The survey was conducted by the Centre for Social Change, at the University of Johannesburg (UJ) in collaboration with the Developmental, Ethical, and Capable State research division of the HSRC.
The sample data and results were collected between June 25 and July 12 surveying roughly 7 631 participants.
The recent findings indicate that vaccine acceptance in South Africa has increased from 67% to 72%, with younger persons being less likely to accept the vaccine than older persons.
In that, the acceptance rate for persons above 55 years of age had increased by 11% to 85%, while for persons between 18 to 24 years of age the numbers had declined by 8% to only 55% of youngsters being willing to take the jab.
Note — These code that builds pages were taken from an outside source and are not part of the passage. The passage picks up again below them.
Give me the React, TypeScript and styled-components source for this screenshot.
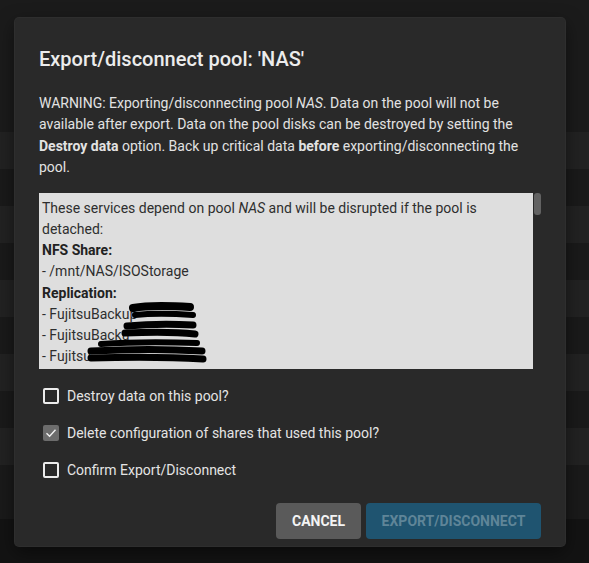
import React from "react";
import styled, { createGlobalStyle } from "styled-components";

const GlobalStyle = createGlobalStyle`
  html, body {
    margin: 0;
    padding: 0;
    background: #1b1b1b;
    font-family: Roboto, "Liberation Sans", sans-serif;
  }
`;

const rows = [0, 1, 2, 3, 4, 5, 6, 7, 8, 9];

const replications = ["FujitsuBackup", "FujitsuBacku", "Fujitsu", "FujitsuBackup"];

const options = [
  { label: "Destroy data on this pool?", checked: false },
  { label: "Delete configuration of shares that used this pool?", checked: true },
  { label: "Confirm Export/Disconnect", checked: false },
];

const App = () => {
  return (
    <>
      <GlobalStyle />
      <Page>
        <Backdrop>
          <TopArea />
          {rows.map((i) => (
            <TableRow key={i} $alt={i % 2 === 0} />
          ))}
          <TableRow $alt={false} $short />
          <Footer />
        </Backdrop>

        <Dialog>
          <Title>Export/disconnect pool: 'NAS'</Title>
          <Warning>
            WARNING: Exporting/disconnecting pool <em>NAS</em>. Data on the pool will not be
            available after export. Data on the pool disks can be destroyed by setting the{" "}
            <b>Destroy data</b> option. Back up critical data <b>before</b> exporting/disconnecting
            the pool.
          </Warning>

          <ServicesWrap>
            <ServicesBox>
              <Line>
                These services depend on pool <em>NAS</em> and will be disrupted if the pool is
                detached:
              </Line>
              <Line>
                <b>NFS Share:</b>
              </Line>
              <Line>- /mnt/NAS/ISOStorage</Line>
              <Line>
                <b>Replication:</b>
              </Line>
              {replications.map((r, i) => (
                <Line key={i}>- {r}</Line>
              ))}
              <Redaction width="200" height="176" viewBox="0 0 200 176">
                <g stroke="#000" strokeLinecap="round" fill="none">
                  <path d="M94 115 C110 112 135 113 151 114" strokeWidth="8" />
                  <path d="M96 122 C115 120 140 121 154 122" strokeWidth="6" />
                  <path d="M88 133 C110 131 135 131 154 132" strokeWidth="7" />
                  <path d="M86 140 C110 139 138 139 156 141" strokeWidth="7" />
                  <path d="M62 151 C90 149 130 149 158 150" strokeWidth="6" />
                  <path d="M52 158 C90 156 130 156 163 158" strokeWidth="7" />
                  <path d="M52 165 C90 164 130 164 164 166" strokeWidth="7" />
                </g>
              </Redaction>
            </ServicesBox>
            <ScrollTrack>
              <ScrollThumb />
            </ScrollTrack>
          </ServicesWrap>

          <Options>
            {options.map((o) => (
              <OptionRow key={o.label}>
                <Box $checked={o.checked}>
                  {o.checked && (
                    <svg width="12" height="12" viewBox="0 0 12 12">
                      <path d="M1.5 6.2 L4.6 9.2 L10.5 2.8" stroke="#f2f2f2" strokeWidth="1.4" fill="none" />
                    </svg>
                  )}
                </Box>
                <OptionLabel>{o.label}</OptionLabel>
              </OptionRow>
            ))}
          </Options>

          <Actions>
            <Button $variant="cancel">CANCEL</Button>
            <Button $variant="primary" disabled>
              EXPORT/DISCONNECT
            </Button>
          </Actions>
        </Dialog>
      </Page>
    </>
  );
};

export default App;

const Page = styled.div`
  position: relative;
  width: 589px;
  height: 563px;
  overflow: hidden;
  background: #1b1b1b;
`;

const Backdrop = styled.div`
  display: flex;
  flex-direction: column;
  height: 100%;
`;

const TopArea = styled.div`
  height: 132px;
  background: #1b1b1b;
`;

const TableRow = styled.div<{ $alt: boolean; $short?: boolean }>`
  height: ${(p) => (p.$short ? "17px" : "37px")};
  flex-shrink: 0;
  background: ${(p) => (p.$alt ? "#222222" : "#1a1a1a")};
`;

const Footer = styled.div`
  flex: 1;
  background: #131313;
`;

const Dialog = styled.div`
  position: absolute;
  left: 15px;
  top: 18px;
  width: 550px;
  height: 528px;
  box-sizing: border-box;
  padding: 25px 24px 7px;
  background: #292929;
  border-radius: 4px;
  box-shadow: 0 0 0 1px #2e2e2e, 0 6px 18px rgba(0, 0, 0, 0.5);
  display: flex;
  flex-direction: column;
`;

const Title = styled.h2`
  margin: 0;
  font-size: 20px;
  line-height: 32px;
  font-weight: 500;
  color: #ececec;
`;

const Warning = styled.p`
  margin: 18px 0 0;
  font-size: 14px;
  line-height: 21.3px;
  color: #e2e2e2;

  b {
    font-weight: 700;
  }
`;

const ServicesWrap = styled.div`
  margin-top: 15px;
  display: flex;
  height: 176px;
  flex-shrink: 0;
`;

const ServicesBox = styled.div`
  position: relative;
  flex: 1;
  overflow: hidden;
  background: #dedede;
  padding: 5px 3px 0;
  color: #2e2e2e;
  font-size: 14px;
  line-height: 21.1px;
`;

const Line = styled.div`
  b {
    font-weight: 700;
    color: #222;
  }
`;

const Redaction = styled.svg`
  position: absolute;
  left: 0;
  top: 0;
`;

const ScrollTrack = styled.div`
  width: 8px;
  display: flex;
  justify-content: center;
`;

const ScrollThumb = styled.div`
  width: 7px;
  height: 22px;
  border-radius: 3px;
  background: #626262;
`;

const Options = styled.div`
  margin-top: 8px;
  display: flex;
  flex-direction: column;
`;

const OptionRow = styled.label`
  height: 37px;
  display: flex;
  align-items: center;
  padding-left: 4px;
  gap: 8px;
`;

const Box = styled.span<{ $checked: boolean }>`
  width: 16px;
  height: 16px;
  box-sizing: border-box;
  border-radius: 2px;
  display: flex;
  align-items: center;
  justify-content: center;
  border: ${(p) => (p.$checked ? "none" : "2px solid #ececec")};
  background: ${(p) => (p.$checked ? "#6c6c6c" : "transparent")};
`;

const OptionLabel = styled.span`
  font-size: 14px;
  color: #e4e4e4;
`;

const Actions = styled.div`
  margin-top: auto;
  display: flex;
  justify-content: flex-end;
  gap: 5px;
`;

const Button = styled.button<{ $variant: "cancel" | "primary" }>`
  height: 36px;
  border: none;
  border-radius: 4px;
  font-family: Roboto, "Liberation Sans", sans-serif;
  font-size: 14px;
  font-weight: 700;
  padding: 0 12px;
  cursor: pointer;
  width: ${(p) => (p.$variant === "cancel" ? "85px" : "175px")};
  background: ${(p) => (p.$variant === "cancel" ? "#5a5a5a" : "#1f5470")};
  color: ${(p) => (p.$variant === "cancel" ? "#f4f4f4" : "#5f8598")};
`;
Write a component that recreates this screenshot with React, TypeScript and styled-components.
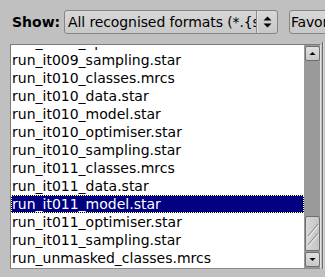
import React from "react";
import styled, { createGlobalStyle } from "styled-components";

const Global = createGlobalStyle`
  html, body { margin: 0; padding: 0; background: #c0c0c0; }
  body { font-family: "DejaVu Sans", "Liberation Sans", sans-serif; font-size: 14px; color: #000; }
`;

const Window = styled.div`
  width: 325px;
  height: 277px;
  overflow: hidden;
  background: #c0c0c0;
  display: flex;
  flex-direction: column;
`;

const Toolbar = styled.div`
  display: flex;
  align-items: center;
  height: 24px;
  margin-top: 10px;
  padding-left: 12px;
  white-space: nowrap;
`;

const Label = styled.span`
  flex: 0 0 52px;
  font-weight: bold;
  font-size: 14px;
  line-height: 24px;
`;

const Choice = styled.div`
  flex: 0 0 214px;
  height: 24px;
  box-sizing: border-box;
  display: flex;
  align-items: stretch;
  border: 1px solid #858585;
  border-radius: 3px;
  background: linear-gradient(#d8d8d8, #c8c8c8);
  overflow: hidden;
`;

const ChoiceText = styled.div`
  flex: 1;
  overflow: hidden;
  padding-left: 3px;
  letter-spacing: -0.1px;
  line-height: 22px;
  border-right: 1px solid #8a8a8a;
  box-shadow: 1px 0 0 #e4e4e4;
`;

const ChoiceArrow = styled.div`
  flex: 0 0 20px;
  display: flex;
  align-items: center;
  justify-content: center;
`;

const Button = styled.div`
  flex: 0 0 80px;
  margin-left: 11px;
  height: 24px;
  box-sizing: border-box;
  border: 1px solid #858585;
  border-radius: 3px;
  background: linear-gradient(#d8d8d8, #c8c8c8);
  padding-left: 1px;
  letter-spacing: -0.2px;
  line-height: 22px;
`;

const Body = styled.div`
  display: flex;
  margin-top: 10px;
  margin-left: 10px;
  height: 225px;
`;

const ListBox = styled.div`
  flex: 0 0 311px;
  box-sizing: border-box;
  border: 1px solid #7c7c7c;
  border-right-color: #e2e2e2;
  border-bottom-color: #8c8c8c;
  background: #fff;
  display: flex;
  overflow: hidden;
`;

const Rows = styled.div`
  flex: 1;
  padding-top: 2px;
  display: flex;
  flex-direction: column;
`;

const Clip = styled.div`
  flex: 1;
  overflow: hidden;
  display: flex;
  flex-direction: column;
`;

const RowStack = styled.div`
  margin-top: -14px;
  display: flex;
  flex-direction: column;
`;

const Row = styled.div<{ $selected?: boolean }>`
  height: 18px;
  flex: 0 0 18px;
  box-sizing: border-box;
  line-height: 16px;
  white-space: nowrap;
  border: 1px ${(p) => (p.$selected ? "dotted #fff" : "solid transparent")};
  color: ${(p) => (p.$selected ? "#fff" : "#000")};
  background: ${(p) =>
    p.$selected
      ? "linear-gradient(#000080, #000080) padding-box, #000 border-box"
      : "transparent"};
`;

const Scrollbar = styled.div`
  flex: 0 0 16px;
  background: #9a9a9a;
  display: flex;
  flex-direction: column;
  padding: 1px 0 1px 1px;
  box-sizing: border-box;
`;

const ScrollButton = styled.div`
  height: 15px;
  box-sizing: border-box;
  border: 1px solid #6e6e6e;
  border-radius: 2px;
  background: linear-gradient(#e0e0e0, #c8c8c8);
  display: flex;
  align-items: center;
  justify-content: center;
`;

const Track = styled.div`
  flex: 1;
  display: flex;
  flex-direction: column;
  justify-content: flex-end;
  padding-bottom: 1px;
`;

const Thumb = styled.div`
  height: 35px;
  box-sizing: border-box;
  border: 1px solid #6e6e6e;
  border-radius: 2px;
  background: linear-gradient(90deg, #d8d8d8, #c4c4c4);
  display: flex;
  align-items: center;
  justify-content: center;
`;

const SidePane = styled.div`
  flex: 1;
  margin-left: 1px;
  margin-top: -2px;
  border-left: 1px solid #6a6a6a;
  box-shadow: inset 1px 0 0 #dadada;
`;

const files = [
  "run_it009_optimiser.star",
  "run_it009_sampling.star",
  "run_it010_classes.mrcs",
  "run_it010_data.star",
  "run_it010_model.star",
  "run_it010_optimiser.star",
  "run_it010_sampling.star",
  "run_it011_classes.mrcs",
  "run_it011_data.star",
  "run_it011_model.star",
  "run_it011_optimiser.star",
  "run_it011_sampling.star",
  "run_unmasked_classes.mrcs",
];

const UpDown = () => (
  <svg width="9" height="14" viewBox="0 0 9 14">
    <path d="M0.5 5.5 L4.5 1.5 L8.5 5.5 Z" fill="#000" />
    <path d="M0.5 8.5 L4.5 12.5 L8.5 8.5 Z" fill="#000" />
  </svg>
);

const Arrow = ({ down }: { down?: boolean }) => (
  <svg width="7" height="5" viewBox="0 0 7 5">
    {down ? (
      <path d="M0.5 1 L6.5 1 L3.5 4 Z" fill="#000" />
    ) : (
      <path d="M0.5 4 L6.5 4 L3.5 1 Z" fill="#000" />
    )}
  </svg>
);

const Grip = () => (
  <svg width="12" height="30" viewBox="0 0 12 30">
    <path d="M1 17 L11 5" stroke="#8a8a8a" strokeWidth="1" />
    <path d="M2 18 L12 6" stroke="#f0f0f0" strokeWidth="1" />
    <path d="M1 26 L11 14" stroke="#8a8a8a" strokeWidth="1" />
    <path d="M2 27 L12 15" stroke="#f0f0f0" strokeWidth="1" />
  </svg>
);

export default function App() {
  return (
    <>
      <Global />
      <Window>
        <Toolbar>
          <Label>Show:</Label>
          <Choice>
            <ChoiceText>All recognised formats (*.{"{"}star,mrcs,mrc{"}"})</ChoiceText>
            <ChoiceArrow>
              <UpDown />
            </ChoiceArrow>
          </Choice>
          <Button>Favorites</Button>
        </Toolbar>
        <Body>
          <ListBox>
            <Rows>
              <Clip>
                <RowStack>
                  {files.map((f) => (
                    <Row key={f} $selected={f === "run_it011_model.star"}>
                      {f}
                    </Row>
                  ))}
                </RowStack>
              </Clip>
            </Rows>
            <Scrollbar>
              <ScrollButton>
                <Arrow />
              </ScrollButton>
              <Track>
                <Thumb>
                  <Grip />
                </Thumb>
              </Track>
              <ScrollButton>
                <Arrow down />
              </ScrollButton>
            </Scrollbar>
          </ListBox>
          <SidePane />
        </Body>
      </Window>
    </>
  );
}
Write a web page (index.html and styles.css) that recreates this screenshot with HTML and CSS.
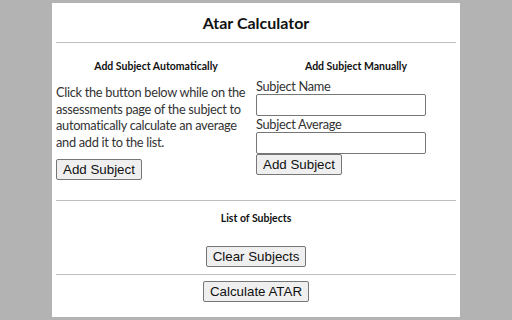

And while the acceptance of the Covid-19 vaccine amongst white adults had taken a knock moving from 56% in the third round of the survey to only 52%, the number of black adults had increased from 69% to 75%.
Notwithstanding these figures, researchers said white adults were more likely than black adults to have been vaccinated.
Researchers also picked up that the most common self-reported explanations regarding the vaccine hesitancy included concerns about the vaccine's side effects and its overall efficacy.
Professor Kate Alexander, the South African Research Chair in Social Change at UJ, said the recent results fell short of the government's 80% target, and with only about 20% of adults having received one shot of the vaccine, the country faced a considerable challenge.
Alexander said they found there were more people with medical aid as well as those with cars being twice as likely to be vaccinated, something which spoke to the prevailing inequality in the country.
"There were no complaints about better off people getting themselves vaccinated as they did so within the rules, but if poor people had the same kind of access as those with cars far more people would have been vaccinated."
She added that although there were more vaccines available and more people coming forward, the challenges picked up in the recent survey highlighted the importance of access and getting vaccines to the people as envisioned.
"There is an imbalance between rural areas and black urban areas with the worst off being those in the poorest parts of the country, this aspect of inequality and lack of access requires we would argue urgent attention."
Interestingly the survey found that whilst vaccine acceptance had declined among DA and EFF supporters, the latter had indicated that more ANC voters were accepting of a vaccination.
The results also indicated that although there were a few disparities when it came to gender differences and their explanations of hesitancy, it was noticed that women were more concerned about the side effects compared to men.